The screwed up thing about this is that during the morning and afternoon this part of Clinton Street is a pretty major thoroughfare for moms, dads, kids and elderly folks on their way to work, school, the subway, wherever. It's not a great spot for a couple of sweaty alpha males hop out of their cars and start swinging. It's as though drivers, ensconced in their cockpit of personal private space, completely forget that their cars are moving through a community's vital public space.

idiot drivers
jump out of their cars to fight
moms walk by with kids

Amazingly, our efforts to do something about this are actually paying off. On Thursday and Friday of last week, Captain Harris and Traffic Safety Sergeant Frias at the 76th precinct posted a gang of police officers under the No Honking sign on Clinton and Pacific to hand out fliers and tickets. There were the two quietest mornings we've had on Clinton Street in a long, long time. I really appreciate the precinct's efforts to help us out. It'll be interesting to see whether a sustained effort to hand out tickets and fliers will have any long term effect.

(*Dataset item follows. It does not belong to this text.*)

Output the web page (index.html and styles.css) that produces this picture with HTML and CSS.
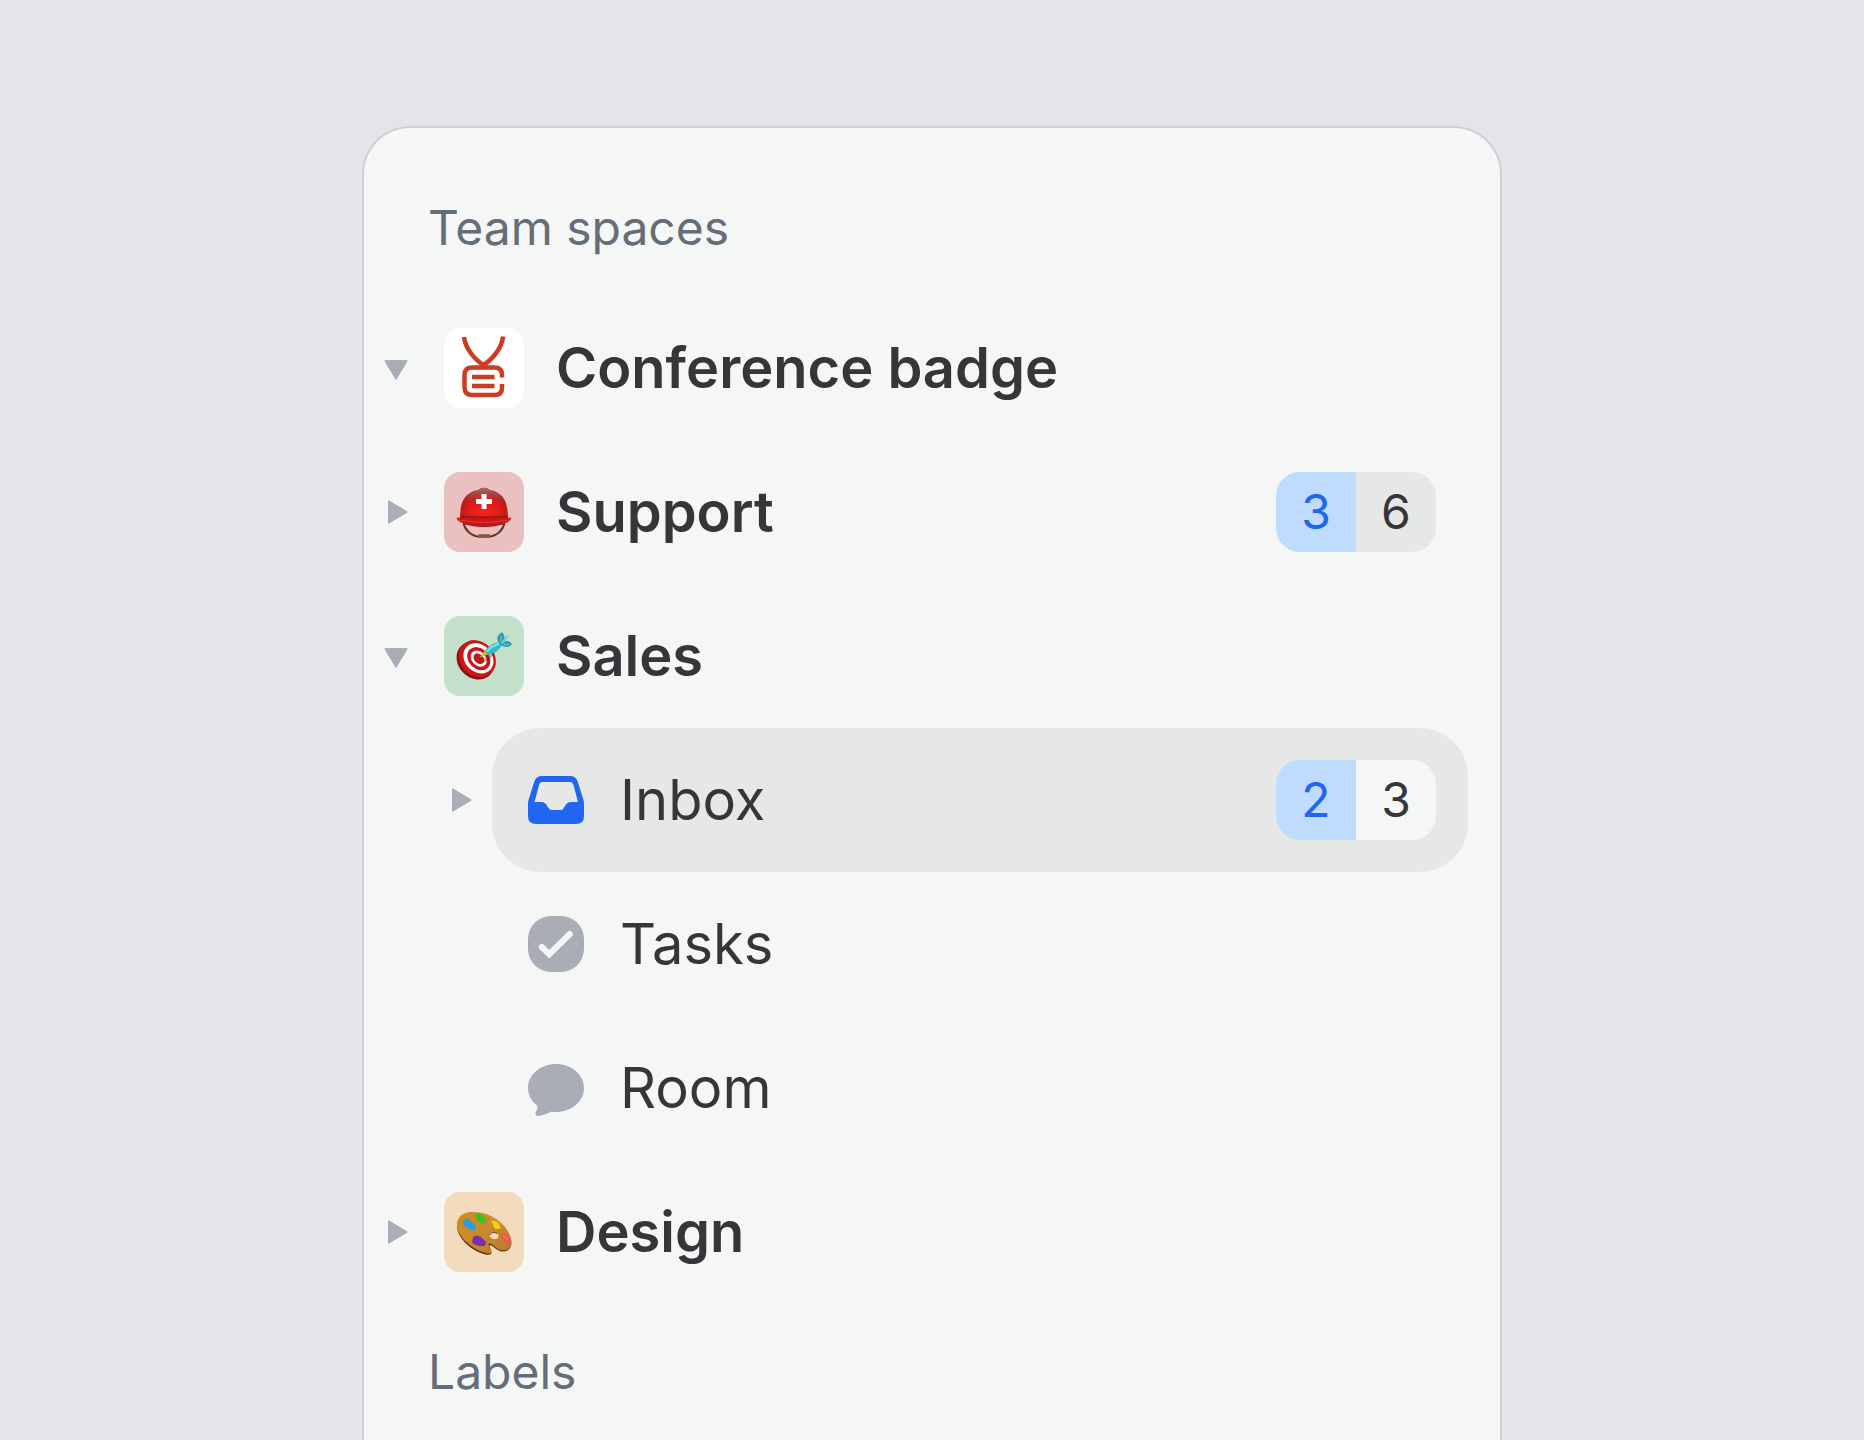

I also attended a meeting at Borough Hall of the Downtown Brooklyn Traffic Calming Project. This project has been going on for about two years now and is nearing some conclusions and final recommendations to install various "traffic calming" devices in different parts of Brooklyn. Unfortunately, there are no plans on the drawing board to re-time and better coordinate the rush hour traffic signals on Clinton Street south of Atlantic Avenue. The traffic lights are so obviously discombobulated on Clinton Street, it amazes me that this has not made it into the overall Traffic Calming plan. I'm talking with Community Board 6, the Department of Transportation, Councilman DeBlasio's office, and traffic engineers Ove Arup to see if we can get something done about these lights. I have a feeling that a few simple changes in light timing on Clinton Street on both sides of Atlantic Ave. could solve a lot of our problems here. I'm hoping to get a hold of the DOT's traffic flow computer model to test out some different scenarios.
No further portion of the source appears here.